Start small. Buy offcuts or small pieces to practice with before investing in a full hide. You’ll make mistakes whilst learning, and it’s better to ruin a £10 piece than a £200 hide.
Join online communities. The UK has active leatherworking groups on Facebook and Reddit where members share supplier recommendations, warn about quality issues, and sometimes sell excess materials. The collective knowledge is invaluable.
Request samples. Many suppliers will send small samples for a nominal fee or free if you’re considering a large order. This lets you see and feel the leather before committing.
Consider seconds and offcuts. These are perfectly good leather with minor cosmetic issues or irregular shapes.

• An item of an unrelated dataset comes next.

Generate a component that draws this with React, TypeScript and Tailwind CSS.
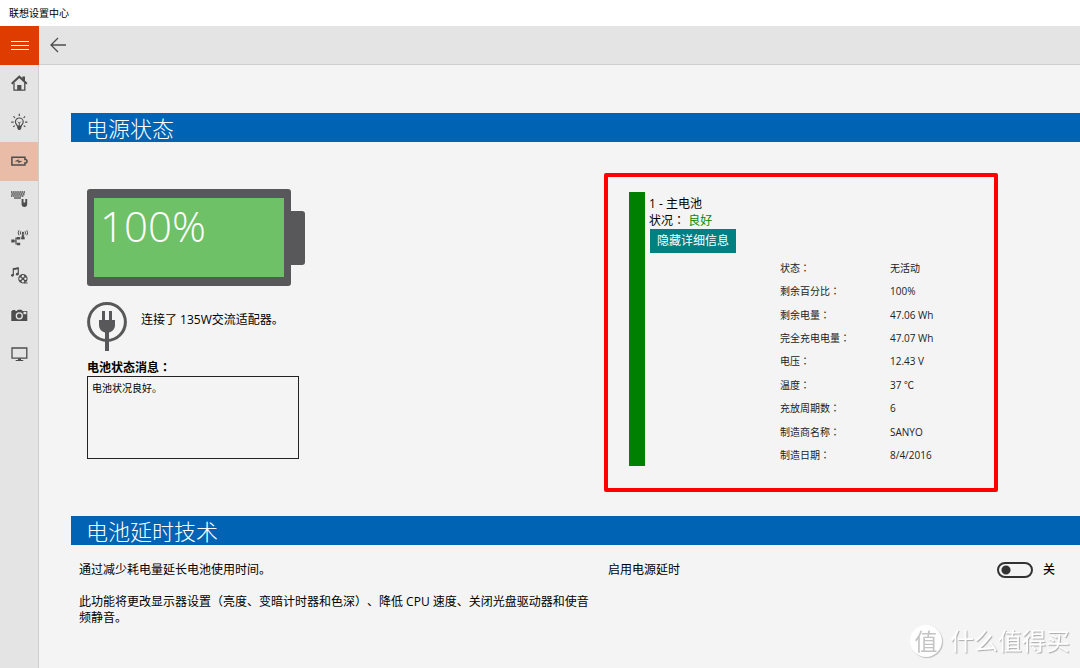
import type { ReactNode } from "react";

const details: [string, string][] = [
  ["状态", "无活动"],
  ["剩余百分比", "100%"],
  ["剩余电量", "47.06 Wh"],
  ["完全充电电量", "47.07 Wh"],
  ["电压", "12.43 V"],
  ["温度", "37 ℃"],
  ["充放周期数", "6"],
  ["制造商名称", "SANYO"],
  ["制造日期", "8/4/2016"],
];

function Colon() {
  return <span className="font-['Noto_Sans_CJK_TC',sans-serif]">：</span>;
}

function Icon({ children }: { children: ReactNode }) {
  return (
    <svg viewBox="0 0 18 18" className="size-[18px]" fill="none" stroke="#4d4d4d" aria-hidden="true">
      {children}
    </svg>
  );
}

const navItems: { label: string; icon: ReactNode }[] = [
  {
    label: "主页",
    icon: (
      <Icon>
        <path d="M1.700 9.800 9.300 2.700l7.500 7.100" strokeWidth="2" />
        <path d="M4 9v7.200h10.800V9" strokeWidth="1.300" />
        <path d="M12.300 2.500H15v5l-2.700-2.400z" fill="#4d4d4d" stroke="none" />
        <path d="M7.200 11h4.200v5.200H7.200z" fill="#4d4d4d" stroke="none" />
      </Icon>
    ),
  },
  {
    label: "灯光",
    icon: (
      <Icon>
        <path d="M9.300 5a3.900 3.900 0 0 0-3.900 3.900c0 1.700 1.400 2.600 1.900 4.100h4c.5-1.500 1.900-2.400 1.900-4.100A3.900 3.900 0 0 0 9.300 5z" strokeWidth="1.200" />
        <path d="M7.200 13h4.200v2l-1.200 2H8.400l-1.200-2z" fill="#4d4d4d" stroke="none" />
        <path d="M9.300 13V9.700M7.800 8.700l1.500 1.500 1.500-1.500" strokeWidth=".9" />
        <path d="M9.300.8v2.200M3.500 3.400 5 4.900M15.100 3.400l-1.500 1.500M1.200 9.200h2.400M15 9.200h2.400M3.300 13.800l1.500-1.200M15.300 13.800l-1.500-1.200" strokeWidth="1.200" />
      </Icon>
    ),
  },
  {
    label: "电源",
    icon: (
      <Icon>
        <path d="M1.900 5.300h13v2.100h1l1 .9v1.800l-1 .9h-1v2h-13z" strokeWidth="1.500" />
        <path d="m4.500 9.300 4.500-2-.6 1.500 4.100.3-4.500 2.300.6-1.600z" fill="#4d4d4d" stroke="none" />
      </Icon>
    ),
  },
  {
    label: "输入",
    icon: (
      <Icon>
        <path d="M1 2h14M1 6h13" strokeWidth="1.400" strokeDasharray="1.500 .6" />
        <path d="M1 4h14" strokeWidth="1.400" strokeDasharray="1.500 .6" strokeDashoffset="1" />
        <path d="M1 3h14M1 5h14" strokeWidth=".5" opacity=".6" />
        <path d="M4 8h7" strokeWidth="1.300" />
        <path d="M11.600 9h1.900v3.400h1.800V9h1.900v5.600a2.400 2.400 0 0 1-2.400 2.400H14a2.400 2.400 0 0 1-2.400-2.400z" fill="#4d4d4d" stroke="none" />
      </Icon>
    ),
  },
  {
    label: "网络",
    icon: (
      <Icon>
        <path d="M4 12h2M6 9.200h2M6 15h2M6 8.600v7" strokeWidth="1.200" />
        <path d="M1.300 10.500h3.200v3H1.300zM7 7.900h3.200v2.500H7zM7 13.800h3.200v2.500H7z" fill="#4d4d4d" stroke="none" />
        <path d="M12.800 4.500 11.300 10h3.200l-1.500-5.500z" fill="#4d4d4d" strokeWidth=".7" />
        <circle cx="12.900" cy="3.900" r="1.100" fill="#4d4d4d" stroke="none" />
        <path d="M10.800 2.300q-1 1.600 0 3.200M9 1.300q-1.700 2.500 0 5M15 2.300q1 1.600 0 3.200M16.800 1.300q1.700 2.500 0 5" strokeWidth="1" />
      </Icon>
    ),
  },
  {
    label: "音频视频",
    icon: (
      <Icon>
        <path d="M3.300 8.300V1.800l5-.9v6" strokeWidth="1.200" />
        <path d="M3.300 2.300l5-.9" strokeWidth="1.600" />
        <circle cx="2.400" cy="8.300" r="1.400" fill="#4d4d4d" stroke="none" />
        <circle cx="7.300" cy="7.200" r="1.400" fill="#4d4d4d" stroke="none" />
        <circle cx="12.900" cy="11.700" r="4.700" fill="#4d4d4d" stroke="none" />
        <g fill="#e4e4e4" stroke="none">
          <circle cx="12.900" cy="9.200" r="1.200" />
          <circle cx="12.900" cy="14.200" r="1.200" />
          <circle cx="10.400" cy="11.700" r="1.200" />
          <circle cx="15.400" cy="11.700" r="1.200" />
        </g>
        <path d="M14 16h3.600" strokeWidth="1" />
      </Icon>
    ),
  },
  {
    label: "相机",
    icon: (
      <Icon>
        <path d="M1.300 5h1V4h3v1h1.500l1-1.200h3.700l1 1.200h4.800v10h-16z" fill="#4d4d4d" stroke="none" />
        <circle cx="9.300" cy="9.800" r="3" stroke="#e4e4e4" strokeWidth="1.300" />
        <path d="M13.500 5.800h2.800v2.400h-2.800z" fill="#e4e4e4" stroke="none" />
      </Icon>
    ),
  },
  {
    label: "显示",
    icon: (
      <Icon>
        <path d="M2 3h14.800v10.200H2z" strokeWidth="1.300" />
        <path d="M8 13.200h3v1.800h2.300v1H5.700v-1H8z" fill="#4d4d4d" stroke="none" />
      </Icon>
    ),
  },
];

function Band({ children }: { children: ReactNode }) {
  return (
    <h2 className="h-[29px] bg-[#0063b4] pl-[15px] text-[22px] leading-[31px] font-light text-white">{children}</h2>
  );
}

function Battery() {
  return (
    <div className="flex items-center">
      <div className="h-[97px] w-[204px] rounded-[3px] bg-[#58585a] px-[7px] py-[9px]">
        <div className="h-full bg-[#6fc168] pl-[6px] text-[42px] leading-[56px] font-light text-white">100%</div>
      </div>
      <div className="h-[54px] w-[14px] rounded-r-[3px] bg-[#58585a]" />
    </div>
  );
}

function PlugIcon() {
  return (
    <svg viewBox="0 0 40 49" className="h-[49px] w-10" aria-hidden="true">
      <circle cx="20" cy="20" r="18.400" fill="none" stroke="#58585a" strokeWidth="3" />
      <path
        d="M15 9h3v9h4V9h3v9h3v5c0 4-2.500 6.500-6 7.500V49h-4V30.500c-3.500-1-6-3.500-6-7.500v-5h3z"
        fill="#58585a"
      />
    </svg>
  );
}

export default function App() {
  return (
    <div className="flex min-h-screen flex-col bg-[#f4f4f4] font-['Open_Sans','Noto_Sans_CJK_SC',sans-serif] text-[12px] leading-4 text-black [text-spacing-trim:space-all]">
      <header className="h-[26px] bg-white pl-[9px] text-[10px] leading-[26px]">联想设置中心</header>
      <div className="flex flex-1">
        <aside className="w-[39px] border-r border-[#cfcfcf] bg-[#e4e4e4]">
          <button aria-label="菜单" className="-mr-px flex h-[39px] w-[39px] items-center justify-center bg-[#de3c00]">
            <svg viewBox="0 0 18 11" className="h-[11px] w-[18px]" stroke="#fff" aria-hidden="true">
              <path d="M0 1.500h18M0 5.500h18M0 9.500h18" />
            </svg>
          </button>
          <nav className="grid h-[309px] grid-rows-8">
            {navItems.map((item) => (
              <a
                key={item.label}
                href="#"
                aria-label={item.label}
                className={
                  item.label === "电源"
                    ? "flex items-center justify-center bg-[#e9bca8] pb-[2px]"
                    : "flex items-center justify-center pb-[2px]"
                }
              >
                {item.icon}
              </a>
            ))}
          </nav>
        </aside>
        <div className="flex-1">
          <div className="flex h-[39px] items-center border-b border-[#cfcfcf] bg-[#e4e4e4] pl-[11px]">
            <button aria-label="返回">
              <svg viewBox="0 0 16 16" className="size-4" fill="none" stroke="#4d4d4d" strokeWidth="1.300" aria-hidden="true">
                <path d="M16 8H1M8 1 1 8l7 7" />
              </svg>
            </button>
          </div>
          <main className="pt-12 pl-8">
            <section>
              <Band>电源状态</Band>
              <div className="grid grid-cols-[525fr_476fr] pt-[31px] pb-6 pl-2">
                <div className="pt-4 pl-2">
                  <Battery />
                  <div className="mt-4 flex gap-[14px]">
                    <PlugIcon />
                    <p className="pt-[10px]">连接了 135W交流适配器。</p>
                  </div>
                  <label htmlFor="message" className="mt-2 block font-bold">
                    电池状态消息
                    <Colon />
                  </label>
                  <textarea
                    id="message"
                    readOnly
                    defaultValue="电池状况良好。"
                    className="block h-[83px] w-[212px] resize-none border border-[#222] px-1 py-[3px] text-[10px] leading-4 outline-none"
                  />
                </div>
                <div className="flex h-[319px] w-[394px] rounded-[2px] border-4 border-[#ff0000] pt-[15px] pl-[21px]">
                  <div className="h-[274px] w-4 bg-[#008000]" />
                  <div className="flex-1 pt-1 pl-1">
                    <p>1 - 主电池</p>
                    <p>
                      状况
                      <Colon /> <span className="text-[#008a00]">良好</span>
                    </p>
                    <button className="ml-px block h-6 w-[86px] bg-[#008080] text-white">隐藏详细信息</button>
                    <table className="mt-[3px] ml-[131px] h-[211px] text-left text-[10px] leading-4 text-[#222]">
                      <tbody>
                        {details.map(([name, value]) => (
                          <tr key={name}>
                            <th scope="row" className="w-[110px] p-0 font-normal">
                              {name}
                              <Colon />
                            </th>
                            <td className="p-0">{value}</td>
                          </tr>
                        ))}
                      </tbody>
                    </table>
                  </div>
                </div>
              </div>
            </section>
            <section>
              <Band>电池延时技术</Band>
              <div className="grid grid-cols-[529fr_472fr] pt-[17px] pl-2">
                <div className="space-y-4 pr-3">
                  <p>通过减少耗电量延长电池使用时间。</p>
                  <p>此功能将更改显示器设置（亮度、变暗计时器和色深）、降低 CPU 速度、关闭光盘驱动器和使音频静音。</p>
                </div>
                <div className="flex items-start justify-between pr-[25px]">
                  <label htmlFor="extend">启用电源延时</label>
                  <div className="flex items-center gap-[10px]">
                    <input
                      id="extend"
                      type="checkbox"
                      role="switch"
                      className="h-4 w-9 appearance-none rounded-full border-2 border-[#333] bg-[radial-gradient(circle_at_7px_6px,#333_4px,transparent_5px)]"
                    />
                    <span className="font-medium">关</span>
                  </div>
                </div>
              </div>
            </section>
          </main>
        </div>
      </div>
      <div className="fixed right-[10px] bottom-[11px] flex items-center gap-2">
        <span className="flex size-8 items-center justify-center rounded-full bg-white text-[23px] leading-8 text-[#c4c4c4] shadow-[1px_1px_1px_#bbb]">
          值
        </span>
        <span className="text-[24px] leading-8 text-white [text-shadow:1px_1px_1px_#aaa]">什么值得买</span>
      </div>
    </div>
  );
}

They’re ideal for learning and small projects, often at half the price of premium grades.
Build relationships with suppliers. Once you find a supplier you like, become a regular customer. Many offer loyalty discounts, and they’ll often set aside interesting pieces they think you might like.
Storage and Care
Once you’ve invested in quality leather, store it properly. Keep it flat or rolled (never folded), in a cool, dry place away from direct sunlight. Leather needs to breathe, so avoid plastic bags – use cloth or paper instead.
If leather dries out during storage, you can recondition it with leather conditioner or neatsfoot oil. Apply sparingly and test on a scrap piece first, as oils can darken leather.
Final Thoughts
The UK offers excellent options for sourcing quality leather, whether you’re a hobbyist making your first wallet or a professional craftsperson producing goods for sale. The key is understanding what you need, knowing where to look, and building relationships with reliable suppliers.
Start with one of the established online suppliers like Abbey England or Identity Leathercraft. Order some samples, try different types, and see what works for your projects. As you gain experience, you’ll develop preferences for certain tanneries, finishes, and suppliers.
Quality leather is an investment, but it’s one that pays off in the finished product. There’s a reason leather goods can last generations – the material itself is remarkably durable when properly selected and crafted. Take your time choosing suppliers, don’t be afraid to ask questions, and enjoy the process of working with one of humanity’s oldest and most versatile materials.